Skip to content

Primary abstractions#

Our package relies on a collection of fundamental abstractions to define how, and in what task, an agent should be trained and evaluated. A subset of these abstractions are described in plain language below. Each of the below sections end with a link to the (formal) documentation of the abstraction as well as a link to an example implementation of the abstraction (if relevant). The following provides a high-level illustration of how these abstractions interact.


Experiment configuration#

In allenact, experiments are defined by implementing the abstract ExperimentConfig class. The methods of this implementation are then called during training/inference to properly set up the desired experiment. For example, the ExperimentConfig.create_model method will be called at the beginning of training to create the model to be trained. See either the "designing your first minigrid experiment" or the "designing an experiment for point navigation" tutorials to get an in-depth description of how these experiment configurations are defined in practice.

See also the abstract ExperimentConfig class and an example implementation.

Task sampler#

A task sampler is responsible for generating a sequence of tasks for agents to solve.
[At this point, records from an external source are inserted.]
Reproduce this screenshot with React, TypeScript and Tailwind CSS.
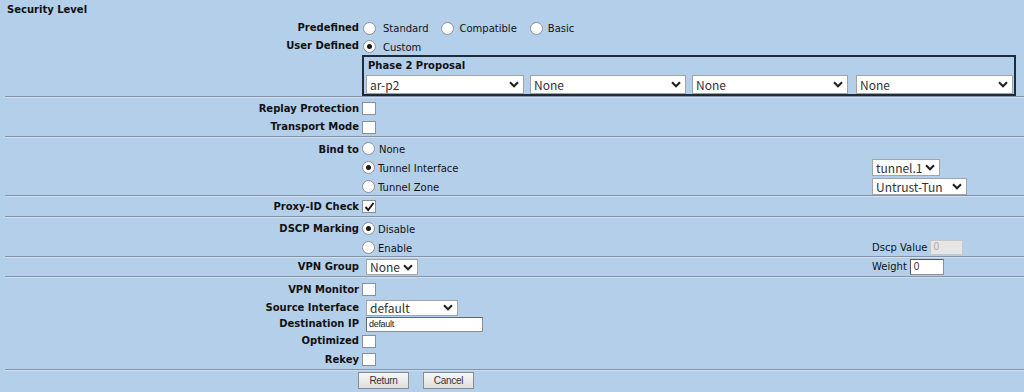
import React from "react";

function Chevron() {
  return (
    <svg width="10" height="7" viewBox="0 0 10 7" className="shrink-0">
      <path d="M1 1.3 L5 5.3 L9 1.3" stroke="#1f1f1f" strokeWidth="2" fill="none" />
    </svg>
  );
}

function Sel({ value, className }: { value: string; className: string }) {
  return (
    <div
      className={`flex items-center justify-between bg-white border border-[#a3a3a3] pl-[3px] pr-[4px] text-[12px] leading-none text-[#333] font-['Noto_Sans_CJK_JP',sans-serif] ${className}`}
    >
      <span className="whitespace-nowrap">{value}</span>
      <Chevron />
    </div>
  );
}

function Radio({ checked, className = "" }: { checked?: boolean; className?: string }) {
  return (
    <div
      className={`w-[13px] h-[13px] rounded-full bg-white border border-[#8a8f96] flex items-center justify-center shrink-0 ${className}`}
    >
      {checked && <div className="w-[5px] h-[5px] rounded-full bg-[#1a1a1a]" />}
    </div>
  );
}

function Check({ checked }: { checked?: boolean }) {
  return (
    <div className="w-[14px] h-[13px] bg-white border border-[#8a9099] flex items-center justify-center shrink-0">
      {checked && (
        <svg width="11" height="10" viewBox="0 0 11 10">
          <path d="M1.5 5 L4.2 8 L9.5 1" stroke="#1a1a1a" strokeWidth="2" fill="none" />
        </svg>
      )}
    </div>
  );
}

function Row({
  label,
  children,
  right,
  className,
}: {
  label?: string;
  children?: React.ReactNode;
  right?: React.ReactNode;
  className: string;
}) {
  return (
    <div className={`flex items-center ${className}`}>
      <div className="w-[359px] text-right font-bold whitespace-nowrap">{label}</div>
      <div className="ml-[3px] w-[510px] flex items-center">{children}</div>
      <div className="flex items-center">{right}</div>
    </div>
  );
}

function Sep() {
  return <div className="ml-[5px] h-[2px] bg-[#8493a7] border-b border-[#cfe0f2]" />;
}

function Btn({ label, className }: { label: string; className: string }) {
  return (
    <div
      className={`h-[17px] flex items-center justify-center border border-[#8c8c8c] bg-gradient-to-b from-[#f7f7f7] to-[#dedede] text-[10px] text-[#333] font-['Liberation_Sans',sans-serif] tracking-[-0.3px] ${className}`}
    >
      {label}
    </div>
  );
}

export default function App() {
  return (
    <div className="w-[1024px] h-[392px] overflow-hidden bg-[#b4cfea] text-[#111] text-[10px] leading-none font-['DejaVu_Sans',sans-serif]">
      {/* Security Level */}
      <div className="h-[19px] pl-[7px] flex items-center font-bold">Security Level</div>
      <Row label="Predefined" className="h-[18px]">
        <Radio className="ml-[1px]" />
        <span className="ml-[7px] mt-[2px]">Standard</span>
        <Radio className="ml-[12px]" />
        <span className="ml-[6px] mt-[2px]">Compatible</span>
        <Radio className="ml-[13px]" />
        <span className="ml-[5px] mt-[2px]">Basic</span>
      </Row>
      <Row label="User Defined" className="h-[18px]">
        <Radio checked className="ml-[1px]" />
        <span className="ml-[7px] mt-[3px]">Custom</span>
      </Row>
      <div className="flex">
        <div className="w-[362px] shrink-0" />
        <div className="w-[654px] h-[41px] border-2 border-[#1d2b3b] pl-[2px] pr-[1px]">
          <div className="h-[18px] flex items-center pl-[2px] font-bold">Phase 2 Proposal</div>
          <div className="flex h-[19px]">
            <Sel value="ar-p2" className="w-[158px] h-[19px]" />
            <Sel value="None" className="ml-[6px] w-[156px] h-[19px]" />
            <Sel value="None" className="ml-[6px] w-[156px] h-[19px]" />
            <Sel value="None" className="ml-[8px] w-[157px] h-[19px]" />
          </div>
        </div>
      </div>
      <Sep />

      {/* Replay / Transport */}
      <div className="pt-[1px]">
        <Row label="Replay Protection" className="h-[19px]">
          <Check />
        </Row>
        <Row label="Transport Mode" className="h-[18px]">
          <Check />
        </Row>
      </div>
      <Sep />

      {/* Bind to */}
      <div className="flex">
        <div className="w-[359px] text-right font-bold pt-[7px]">Bind to</div>
        <div className="ml-[3px] flex flex-col">
          <div className="h-[19px] flex items-center pt-[2px]">
            <Radio />
            <span className="ml-[4px] mt-[3px]">None</span>
          </div>
          <div className="h-[19px] flex items-center pt-[2px]">
            <div className="w-[510px] flex items-center">
              <Radio checked />
              <span className="ml-[3px] mt-[2px]">Tunnel Interface</span>
            </div>
            <Sel value="tunnel.1" className="w-[68px] h-[17px] border-[#8a8a8a]" />
          </div>
          <div className="h-[19px] flex items-center pt-[2px]">
            <div className="w-[510px] flex items-center">
              <Radio />
              <span className="ml-[3px] mt-[2px]">Tunnel Zone</span>
            </div>
            <Sel value="Untrust-Tun" className="w-[95px] h-[17px] border-[#8a8a8a]" />
          </div>
        </div>
      </div>
      <Sep />

      {/* Proxy-ID */}
      <Row label="Proxy-ID Check" className="h-[19px]">
        <Check checked />
      </Row>
      <Sep />

      {/* DSCP */}
      <div className="pt-[1px]">
        <Row label="DSCP Marking" className="h-[19px]">
          <Radio checked />
          <span className="ml-[3px] mt-[3px]">Disable</span>
        </Row>
        <Row
          className="h-[18px]"
          right={
            <>
              <span className="mt-[1px]">Dscp Value</span>
              <div className="ml-[3px] w-[33px] h-[15px] bg-[#e6e6e6] border border-[#c9c9c9] flex items-center pl-[2px] text-[#aaa] font-['Liberation_Sans',sans-serif]">
                0
              </div>
            </>
          }
        >
          <Radio />
          <span className="ml-[3px] mt-[3px]">Enable</span>
        </Row>
      </div>
      <Sep />

      {/* VPN Group */}
      <Row
        label="VPN Group"
        className="h-[18px]"
        right={
          <>
            <span>Weight</span>
            <div className="ml-[3px] w-[34px] h-[16px] bg-white border border-[#8e8e8e] border-t-[#555] border-l-[#555] flex items-center pl-[3px] text-[#333] font-['Liberation_Sans',sans-serif]">
              0
            </div>
          </>
        }
      >
        <Sel value="None" className="ml-[4px] w-[52px] h-[16px] border-[#8a8a8a]" />
      </Row>
      <Sep />

      {/* VPN Monitor */}
      <div className="pt-[2px]">
        <Row label="VPN Monitor" className="h-[19px]">
          <Check />
        </Row>
        <Row label="Source Interface" className="h-[17px]">
          <Sel value="default" className="ml-[4px] w-[92px] h-[16px] border-[#8a8a8a]" />
        </Row>
        <Row label="Destination IP" className="h-[16px]">
          <div className="ml-[4px] w-[117px] h-[15px] bg-white border border-[#8e8e8e] border-t-[#666] border-l-[#666] flex items-center pl-[2px] text-[9px] text-[#222] font-['Liberation_Sans',sans-serif] tracking-[-0.3px]">
            default
          </div>
        </Row>
        <Row label="Optimized" className="h-[18px]">
          <Check />
        </Row>
        <Row label="Rekey" className="h-[19px]">
          <Check />
        </Row>
      </div>
      <Sep />

      {/* Buttons */}
      <div className="flex items-start pt-[1px]">
        <div className="w-[358px] shrink-0" />
        <Btn label="Return" className="w-[51px]" />
        <Btn label="Cancel" className="ml-[14px] w-[51px]" />
      </div>
    </div>
  );
}
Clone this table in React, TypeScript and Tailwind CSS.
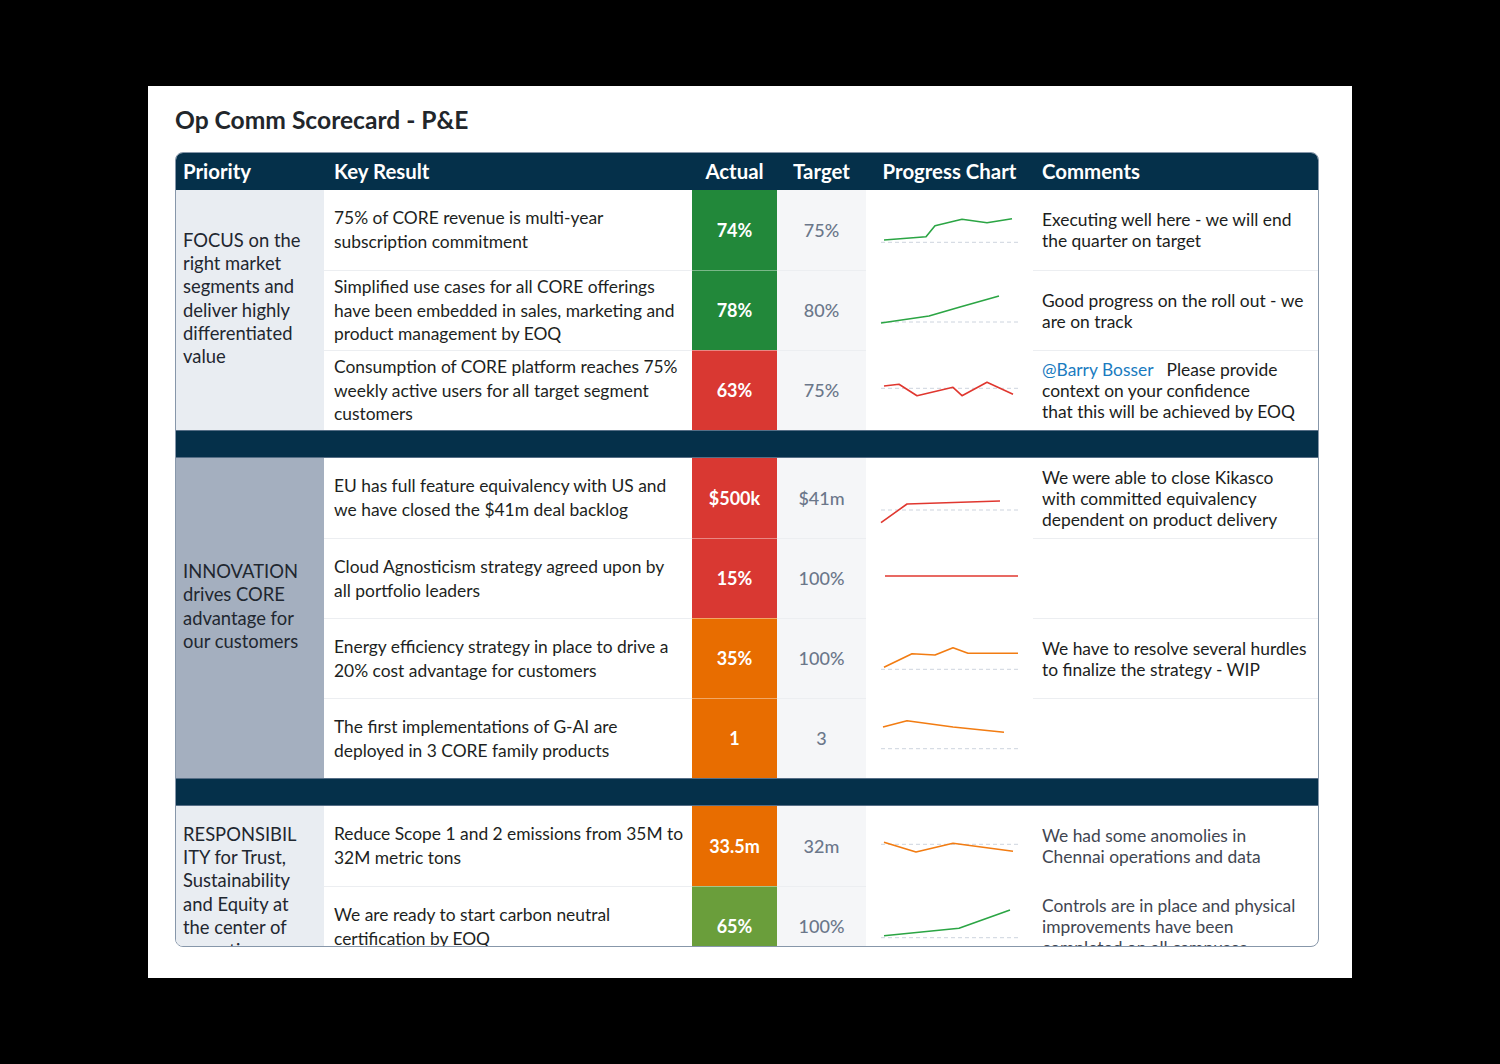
import React from "react";

type Row = {
  kr: React.ReactNode;
  actual: string;
  tone: "green" | "red" | "orange" | "lime";
  target: string;
  pts: [number, number][];
  base?: number;
  comment?: React.ReactNode;
};

type Section = {
  priority: string;
  bg: string;
  top?: boolean;
  rows: Row[];
};

const tones = {
  green: { cell: "bg-[#22883a]", line: "#2ba544" },
  red: { cell: "bg-[#d93832]", line: "#e0372f" },
  orange: { cell: "bg-[#e86d00]", line: "#f27c12" },
  lime: { cell: "bg-[#6a9e3b]", line: "#2ba544" },
};

const spans: Record<number, string> = { 2: "row-span-2", 3: "row-span-3", 4: "row-span-4" };

const sections: Section[] = [
  {
    priority: "FOCUS on the right market segments and deliver highly differentiated value",
    bg: "bg-[#e9edf2]",
    rows: [
      {
        kr: "75% of CORE revenue is multi-year subscription commitment",
        actual: "74%",
        tone: "green",
        target: "75%",
        pts: [[18, 50], [60, 46.7], [69, 35.7], [96, 29.3], [121, 32.7], [146, 28.7]],
        base: 52.3,
        comment: "Executing well here - we will end the quarter on target",
      },
      {
        kr: "Simplified use cases for all CORE offerings have been embedded in sales, marketing and product management by EOQ",
        actual: "78%",
        tone: "green",
        target: "80%",
        pts: [[15, 53], [63, 46], [94, 37], [133, 26]],
        base: 52,
        comment: "Good progress on the roll out - we are on track",
      },
      {
        kr: "Consumption of CORE platform reaches 75% weekly active users for all target segment customers",
        actual: "63%",
        tone: "red",
        target: "75%",
        pts: [[18, 36], [33, 34.3], [51, 45.7], [87, 37.3], [96, 45.7], [121, 32.3], [147, 44.3]],
        base: 38.3,
        comment: (
          <>
            <span className="text-[#1a7bbf] mr-[13px]">@Barry Bosser</span>Please provide
            <br />
            context on your confidence
            <br />
            that this will be achieved by EOQ
          </>
        ),
      },
    ],
  },
  {
    priority: "INNOVATION drives CORE advantage for our customers",
    bg: "bg-[#a4afbf]",
    rows: [
      {
        kr: "EU has full feature equivalency with US and we have closed the $41m deal backlog",
        actual: "$500k",
        tone: "red",
        target: "$41m",
        pts: [[15, 64.7], [41, 46], [134, 43]],
        base: 52,
        comment: (
          <>
            We were able to close Kikasco
            <br />
            with committed equivalency dependent on product delivery
          </>
        ),
      },
      {
        kr: (
          <>
            Cloud Agnosticism strategy agreed upon by
            <br />
            all portfolio leaders
          </>
        ),
        actual: "15%",
        tone: "red",
        target: "100%",
        pts: [[19, 38], [152, 38]],
      },
      {
        kr: "Energy efficiency strategy in place to drive a 20% cost advantage for customers",
        actual: "35%",
        tone: "orange",
        target: "100%",
        pts: [[18, 49.3], [46, 35.7], [69, 37], [87, 29.7], [102, 35.3], [152, 35.3]],
        base: 51.3,
        comment: "We have to resolve several hurdles to finalize the strategy - WIP",
      },
      {
        kr: "The first implementations of G-AI are deployed in 3 CORE family products",
        actual: "1",
        tone: "orange",
        target: "3",
        pts: [[17, 29], [41, 22.7], [87, 29], [138, 34.3]],
        base: 50.7,
      },
    ],
  },
  {
    priority: "RESPONSIBILITY for Trust, Sustainability and Equity at the center of operations and culture",
    bg: "bg-[#e9edf2]",
    top: true,
    rows: [
      {
        kr: "Reduce Scope 1 and 2 emissions from 35M to 32M metric tons",
        actual: "33.5m",
        tone: "orange",
        target: "32m",
        pts: [[18, 36.3], [50, 46], [87, 37.3], [147, 45.3]],
        base: 38.3,
        comment: (
          <span className="text-[#3f4651]">
            We had some anomolies in
            <br />
            Chennai operations and data
          </span>
        ),
      },
      {
        kr: "We are ready to start carbon neutral certification by EOQ",
        actual: "65%",
        tone: "lime",
        target: "100%",
        pts: [[18, 49.7], [93, 42.3], [144, 24]],
        base: 51.7,
        comment: (
          <span className="text-[#3f4651]">
            Controls are in place and physical improvements have been completed on all campuses
          </span>
        ),
      },
    ],
  },
];

function Spark({ pts, base, color }: { pts: [number, number][]; base?: number; color: string }) {
  return (
    <svg width="167" height="80" viewBox="0 0 167 80">
      {base !== undefined && (
        <line x1="15" y1={base} x2="152" y2={base} stroke="#cdd4de" strokeWidth="1" strokeDasharray="4 3" />
      )}
      <polyline points={pts.map((p) => p.join(",")).join(" ")} fill="none" stroke={color} strokeWidth="1.6" strokeLinejoin="round" />
    </svg>
  );
}

export default function App() {
  const cols = "grid grid-cols-[148px_368px_85px_89px_167px_285px]";
  return (
    <div className="min-h-screen bg-black pt-[86px] pl-[148px]" style={{ fontFamily: "Lato, 'Open Sans', sans-serif" }}>
      <div className="w-[1204px] h-[892px] bg-white px-[27px] pt-[18px]">
        <h1 className="text-[24.6px] leading-[32px] font-bold text-[#22262b] mb-[16px]">Op Comm Scorecard - P&amp;E</h1>

        <div className="w-[1144px] h-[795px] border border-[#8797aa] rounded-lg overflow-hidden">
          <div className={`${cols} h-[37px] pb-[1px] bg-[#05304a] text-white font-bold text-[20.4px]`}>
            <div className="flex items-center pl-[7px]">Priority</div>
            <div className="flex items-center pl-[10px]">Key Result</div>
            <div className="flex items-center justify-center">Actual</div>
            <div className="flex items-center justify-center">Target</div>
            <div className="flex items-center justify-center">Progress Chart</div>
            <div className="flex items-center pl-[9px]">Comments</div>
          </div>

          {sections.map((s, si) => (
            <div key={si}>
              {si > 0 && <div className="h-[28px] bg-[#05304a] border-y border-[#566e86]" />}
              <div className={`${cols} auto-rows-[80px]`}>
                <div
                  className={`${spans[s.rows.length]} ${s.bg} flex ${s.top ? "items-start pt-[17px]" : "items-center pb-[23px]"} pl-[7px] pr-[23.5px] text-[18.4px] leading-[23.2px] text-[#1f2730] break-words`}
                >
                  <div className="min-w-0">{s.priority}</div>
                </div>
                {s.rows.map((r, ri) => (
                  <React.Fragment key={ri}>
                    <div
                      className={`flex items-center pl-[10px] pr-[7px] text-[17.4px] leading-[23.7px] text-[#1d1f22] ${ri > 0 ? "border-t border-[#eceef1]" : ""}`}
                    >
                      <div>{r.kr}</div>
                    </div>
                    <div
                      className={`flex items-center justify-center text-white font-bold text-[18px] ${tones[r.tone].cell} ${ri > 0 ? "border-t border-white/40" : ""}`}
                    >
                      {r.actual}
                    </div>
                    <div
                      className={`flex items-center justify-center bg-[#f5f6f8] text-[#6b778a] font-medium text-[18px] ${ri > 0 ? "border-t border-[#eceef1]" : ""}`}
                    >
                      {r.target}
                    </div>
                    <div className="flex items-center">
                      <Spark pts={r.pts} base={r.base} color={tones[r.tone].line} />
                    </div>
                    <div
                      className={`flex items-center pl-[9px] pr-[10px] text-[17.4px] leading-[21px] text-[#1b1d20] ${ri > 0 && !s.top ? "border-t border-[#eceef1]" : ""}`}
                    >
                      <div>{r.comment}</div>
                    </div>
                  </React.Fragment>
                ))}
              </div>
            </div>
          ))}
        </div>
      </div>
    </div>
  );
}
The sequence of tasks can be randomly generated (e.g. in training) or extracted from an ordered pool (e.g. in validation or testing).

See the abstract TaskSampler class and an example implementation.


Tasks define the scope of the interaction between agents and an environment (including the action types agents are allowed to execute), as well as metrics to evaluate the agents' performance. For example, we might define a task ObjectNaviThorGridTask in which agents receive observations obtained from the environment (e.g. RGB images) or directly from the task (e.g. a target object class) and are allowed to execute actions such as MoveAhead, RotateRight, RotateLeft, and End whenever agents determine they have reached their target. The metrics might include a success indicator or some quantitative metric on the optimality of the followed path.

See the abstract Task class and an example implementation.


Sensors provide observations extracted from an environment (e.g. RGB or depth images) or directly from a task (e.g. the end point in point navigation or target object class in semantic navigation) that can be directly consumed by agents.

See the abstract Sensor class and an example implementation.

Actor critic model#

The actor-critic agent is responsible for computing batched action probabilities and state values given the observations provided by sensors, internal state representations, previous actions, and potentially other inputs.

See the abstract ActorCriticModel class and an example implementation.

Training pipeline#

The training pipeline, defined in the ExperimentConfig's training_pipeline method, contains one or more training stages where different losses can be combined or sequentially applied.


Actor-critic losses compute a combination of action loss and value loss out of collected experience that can be used to train actor-critic models with back-propagation, e.g. PPO or A2C.

See the AbstractActorCriticLoss class and an example implementation.

Off-policy losses implement generic training iterations in which a batch of data is run through a model (that can be a subgraph of an ActorCriticModel) and a loss is computed on the model's output.

See the AbstractOffPolicyLoss class and an example implementation.